La vittoria, seguita a quell’uscita prodigiosa, ha rafforzato la credibilità del nuovo condottiero e allontanato i ricordi dell’inseguimento estivo a Fabregas. I calciatori lo elogiano pubblicamente, anche a rischio di paventare ingratitudine per il suo predecessore. Chi lavora con lui ne apprezza l’equilibrio, i modi diretti, la chiarezza, la capacità di guidare con l’esempio. Ma la sua crescita va accompagnata, non ingigantita. E il vero test sarà sulla continuità, fattore mancante decisivo nello scorso campionato e anche in quello del 2021/22.
Il curioso destino di Simone Inzaghi racconta molto del nostro modo di leggere il calcio. Nel suo primo anno all’Inter, l’onda popolare attribuiva molti meriti a Conte, per la mentalità che aveva creato. Appena se n’è andato, la sua eredità è stata invece rapidamente cancellata. Quasi con fastidio, dopo il brusco addio seguito al tracollo di Monaco, in coda a mesi di altalene emotive, da Parma a Monaco di Baviera, da Bologna al Barcellona fino alla Lazio. Quattro anni di lavoro, un profilo tattico limpido, una squadra tornata stabilmente tra le prime otto d’Europa… tutto dissolto per una sconfitta fragorosa e un addio gestito male.
È il riflesso più superficiale della “cancel culture” calcistica: riscrivere la storia per sentirsi moderni. Eppure l’impronta tattica e la propensione al palleggio sono rimaste, pur con una legittima (e necessaria) rivisitazione: più pressing, difensori più bloccati, ricerca immediata della verticalità. Inzaghi ha vinto uno scudetto, due Coppe Italia e tre Supercoppe, portando l’Inter a due finali di Champions in tre anni, perse contro due superpotenze. Ha ridato respiro europeo, un gioco riconoscibile, un’idea di calcio offensivo che in Italia pochi allenatori sono riusciti a proporre così. Dopo aver toccato vette che mancavano da più di un decennio, è diventato comunque oggetto di un fulmineo revisionismo.

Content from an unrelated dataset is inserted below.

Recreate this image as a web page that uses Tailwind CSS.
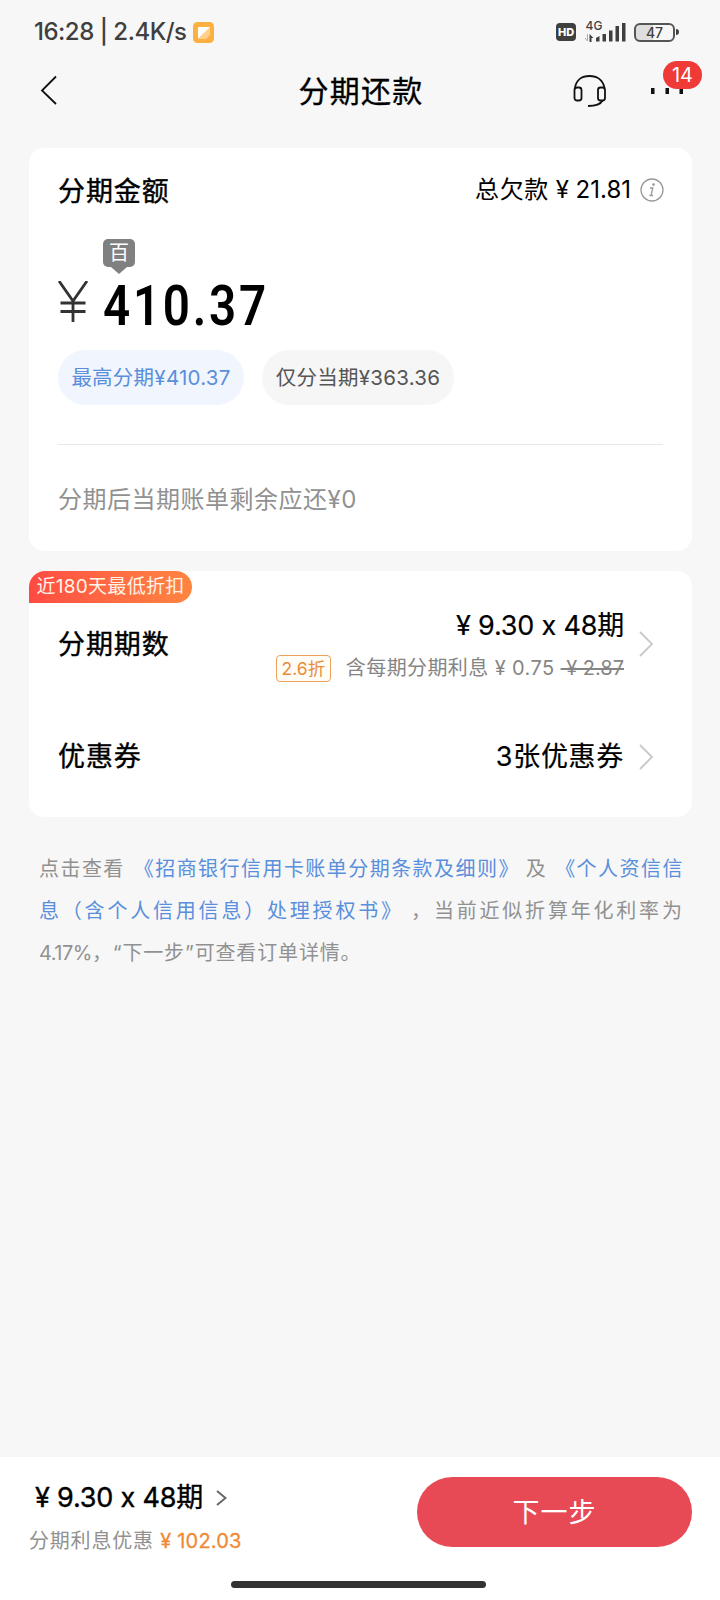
<!DOCTYPE html>
<html lang="zh-CN">
<head>
<meta charset="utf-8">
<title>分期还款</title>
<script src="https://cdn.jsdelivr.net/npm/@tailwindcss/browser@4"></script>
</head>
<body class="bg-[#f7f7f7]">
<div class="w-[720px] h-[1600px] flex flex-col overflow-hidden text-black whitespace-nowrap font-['Inter','Noto_Sans_CJK_SC',sans-serif] [font-feature-settings:'calt'_0]">

  <!-- status bar -->
  <div class="h-16 flex items-center pl-[34px] pr-[41px] text-[#3f3f3f]">
    <span class="w-[153px] text-[24px] leading-8 font-medium tracking-[-0.500px]">16:28 | 2.4K/s</span>
    <svg class="ml-[6px]" width="21" height="21" viewBox="0 0 21 21"><rect width="21" height="21" rx="4.5" fill="#fcb040"/><path d="M5 5h12v8l-4 4H5z" fill="#fdd08b"/><path d="M5 5h12L5 16.500z" fill="#fff"/></svg>
    <div class="ml-auto flex items-center">
      <span class="w-5 h-[18px] rounded-[4px] bg-[#3f3f3f] text-white text-[11px] leading-[18px] font-extrabold text-center">HD</span>
      <svg class="ml-[8px] overflow-visible" width="42" height="24" viewBox="0 0 42 24">
        <text x="1.500" y="10" font-size="12" font-weight="500" fill="#3f3f3f" font-family="Inter">4G</text>
        <g fill="#3f3f3f"><path d="M12 18l3.500-2v5.500H12zM18.500 14h3.500v7.500h-3.500zM25 10.500h3.500v11H25zM31.500 6h3.500v15.500h-3.500zM38 3h3.500v18.500H38z"/><path d="M5.500 14l4 4H7.500v4H5.500z"/></g>
        <path d="M3.500 14v7L1 18" fill="none" stroke="#aaa"/>
      </svg>
      <div class="ml-2 w-[41px] h-[19px] rounded-[6px] border-2 border-[#555] bg-linear-to-r from-[#dedede] from-45% to-[#f7f7f7] to-45% text-[14px] leading-[15px] font-medium text-center">47</div>
      <span class="ml-px w-[3px] h-[6px] rounded-r bg-[#3f3f3f]"></span>
    </div>
  </div>

  <!-- title bar -->
  <div class="h-[53px] grid grid-cols-[1fr_auto_1fr] items-center pl-10 pr-[36px]">
    <svg class="-mt-px" width="18" height="30" viewBox="0 0 18 30"><path d="M16 1.500L2 15.500l14 13.500" fill="none" stroke="#111" stroke-width="1.800"/></svg>
    <h1 class="-ml-px mr-px text-[30px] leading-[44px] tracking-[1.200px] [-webkit-text-stroke:0.3px]">分期还款</h1>
    <div class="flex items-center justify-end">
      <svg width="34" height="34" viewBox="0 0 34 34" fill="none" stroke="#111" stroke-width="1.800"><path d="M2 14C3 6 9 2 16.500 2S30 6 31.500 14"/><rect x="1.500" y="13.500" width="7" height="13" rx="2.500"/><rect x="25" y="13.500" width="7" height="13" rx="2.500"/><path d="M29.500 26.500c-2 4-6 5.500-14.500 5.500"/></svg>
      <div class="relative ml-[44px] w-[33px] h-[6px]">
        <svg width="33" height="6" viewBox="0 0 33 6"><path d="M0 0h3.500v6H0zM14.500 0H18v6h-3.500zM28.500 0H32v6h-3.500z" fill="#111"/></svg>
        <span class="absolute left-[12px] -top-[27px] w-[39px] h-[28px] rounded-full bg-[#ef3a38] text-white text-[20px] leading-[28px] text-center">14</span>
      </div>
    </div>
  </div>

  <!-- amount card -->
  <section class="mt-[31px] ml-[29px] mr-[28px] h-[403px] rounded-[15px] bg-white px-[29px]">
    <div class="h-[84px] flex items-center justify-between">
      <h2 class="pt-[4px] text-[27px] leading-10 tracking-[0.900px] [-webkit-text-stroke:0.4px]">分期金额</h2>
      <div class="-mr-px flex items-center text-[24px] leading-9">
        <span><span class="tracking-[0.600px]">总欠款</span> ¥ 21.81</span>
        <svg class="ml-[9px] -mt-px" width="24" height="24" viewBox="0 0 24 24" fill="none" stroke="#999" stroke-width="1.300"><circle cx="12" cy="12" r="11"/><path d="M10 10h2.800l-1.800 7.500h2M9.500 17.500h3"/><circle cx="13.500" cy="6.500" r=".7" fill="#999"/></svg>
      </div>
    </div>
    <div class="h-[118px] pt-[7px]">
      <div class="ml-[45px] w-8 flex flex-col items-center">
        <span class="w-8 h-7 rounded-[5px] bg-[#808080] text-white text-[20px] leading-[29px] text-center">百</span>
        <svg width="16" height="7" viewBox="0 0 16 7"><path d="M0 0h16L8 7z" fill="#808080"/></svg>
      </div>
      <div class="flex items-center h-[62px]">
        <svg class="-mt-[8px]" width="30" height="41" viewBox="0 0 30 41" fill="none" stroke="#333" stroke-width="2.800"><path d="M1 0l14 20L29 0M15 20v21M2.500 22h25M2.500 30.500h25"/></svg>
        <span class="ml-[15px] mt-px origin-left scale-x-[0.850] text-[56px] leading-[62px] font-semibold tracking-[3.200px] font-['Roboto']">410.37</span>
      </div>
    </div>
    <div class="flex gap-[18px]">
      <span class="w-[186px] h-[55px] rounded-full bg-[#f1f5fd] text-[#5a8fdc] text-[20.500px] leading-[55px] tracking-[0.250px] text-center">最高分期¥410.37</span>
      <span class="w-[192px] h-[55px] rounded-full bg-[#f6f6f6] text-[#555] text-[20.500px] leading-[55px] tracking-[0.250px] text-center">仅分当期¥363.36</span>
    </div>
    <div class="mt-[39px] border-t border-[#e8e8e8] pt-[35px] text-[24px] leading-10 tracking-[0.500px] text-[#919191]">分期后当期账单剩余应还¥0</div>
  </section>

  <!-- instalment and coupon card -->
  <section class="mt-5 ml-[29px] mr-[28px] h-[246px] rounded-[15px] bg-white">
    <div class="w-[163px] h-8 rounded-t-[16px] rounded-br-[16px] bg-linear-to-r from-[#ff4a43] to-[#ff8540] text-[#fff3e8] text-[19px] leading-8 tracking-[0.300px] text-center">近180天最低折扣</div>
    <div class="flex h-[84px] pl-[29px] pr-[39px]">
      <h2 class="pt-[22px] text-[27px] leading-10 tracking-[0.900px] [-webkit-text-stroke:0.4px]">分期期数</h2>
      <div class="ml-auto flex flex-col items-end">
        <div class="pt-[3px] text-[27px] leading-10 tracking-[-0.200px] [-webkit-text-stroke:0.2px]">¥ 9.30 x 48期</div>
        <div class="flex items-center text-[20px] leading-[28px] mt-[7px] text-[#858585]">
          <span class="mr-[15px] w-[55px] h-[27px] mt-[2px] rounded border border-[#eda25e] bg-[#fffdf6] text-[#e98c3e] text-[17.500px] leading-[26px] text-center">2.6折</span>
          <span class="tracking-[0.400px]">含每期分期利息 ¥ 0.75</span>
          <s class="ml-[6px]">&nbsp;¥ 2.87</s>
        </div>
      </div>
      <svg class="ml-[15px] mt-[28px]" width="14" height="26" viewBox="0 0 14 26"><path d="M1 1l12 12L1 25" fill="none" stroke="#c8c8c8" stroke-width="1.800"/></svg>
    </div>
    <div class="h-[130px] pt-[10px] flex items-center pl-[29px] pr-[39px]">
      <h2 class="text-[27px] leading-10 tracking-[0.900px] [-webkit-text-stroke:0.4px]">优惠券</h2>
      <span class="ml-auto text-[27px] leading-10 tracking-[0.700px] [-webkit-text-stroke:0.2px]">3张优惠券</span>
      <svg class="ml-[15px]" width="14" height="26" viewBox="0 0 14 26"><path d="M1 1l12 12L1 25" fill="none" stroke="#c8c8c8" stroke-width="1.800"/></svg>
    </div>
  </section>

  <!-- terms -->
  <div class="mt-[30px] ml-[39px] text-[20px] leading-[42px] text-[#919191] font-['Noto_Sans_CJK_SC']">
    <p class="tracking-[1.450px]">点击查看<span class="ml-[3px] text-[#5a8fdc]"> 《招商银行信用卡账单分期条款及细则》</span> 及<span class="ml-[2px] text-[#5a8fdc]"> 《个人资信信</span></p>
    <p class="tracking-[2.800px]"><span class="text-[#5a8fdc]">息（含个人信用信息）处理授权书》</span> ，当前近似折算年化利率为</p>
    <p class="tracking-[0.850px]"><span class="font-['Inter'] tracking-[-0.500px]">4.17%</span>，<span class="font-['Inter']">“</span>下一步<span class="font-['Inter']">”</span>可查看订单详情。</p>
  </div>

  <!-- action bar -->
  <footer class="mt-auto h-[143px] bg-white flex flex-col">
    <div class="flex justify-between pt-5 pl-[29px] pr-[28px]">
      <div>
        <div class="flex items-center pt-px pl-[6px] text-[27px] leading-10 tracking-[-0.200px] [-webkit-text-stroke:0.4px]">¥ 9.30 x 48期
          <svg class="ml-[13px]" width="11" height="16" viewBox="0 0 11 16"><path d="M1 1l8.500 7L1 15" fill="none" stroke="#666" stroke-width="2"/></svg>
        </div>
        <div class="mt-[8px] text-[20px] leading-[30px] tracking-[0.800px] text-[#919191]">分期利息优惠 <span class="text-[#f08a35] tracking-[0.200px] [-webkit-text-stroke:0.3px]">¥ 102.03</span></div>
      </div>
      <button class="w-[275px] h-[70px] rounded-full bg-[#e84a55] text-white text-[27px] leading-[71px] tracking-[1px]">下一步</button>
    </div>
    <div class="mt-auto mb-3 ml-[231px] w-[255px] h-[7px] rounded-full bg-[#333]"></div>
  </footer>
</div>
</body>
</html>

Chivu, giustamente, piace. Ha un profilo serio, moderno, empatico. Ma la fretta di metterlo a confronto con Inzaghi dice più del bisogno di novità che di una reale analisi tecnica. Un club vincente non vive di slogan o di suggestioni: vive di cicli, di idee che si consolidano, di continuità. E oggi l’Inter è un modello anche grazie al lavoro metodico di un allenatore che ha saputo tenere il timone dritto in mezzo a transizioni societarie, cessioni, ricostruzioni e polemiche. Con collaboratori come Mario Cecchi, il “tattico” dell’Inter, che sta proseguendo il suo prezioso lavoro anche nello staff attuale, con impeccabile professionalità. I paragoni prematuri sono un errore di prospettiva. Sono pericolosi per chi arriva e sminuiscono chi se n’è andato. Inzaghi ha dato stile, identità, credibilità. Ha reso l’Inter riconoscibile in Europa come poche volte negli ultimi trent’anni. Tutto si può discutere, non tutto si può dimenticare".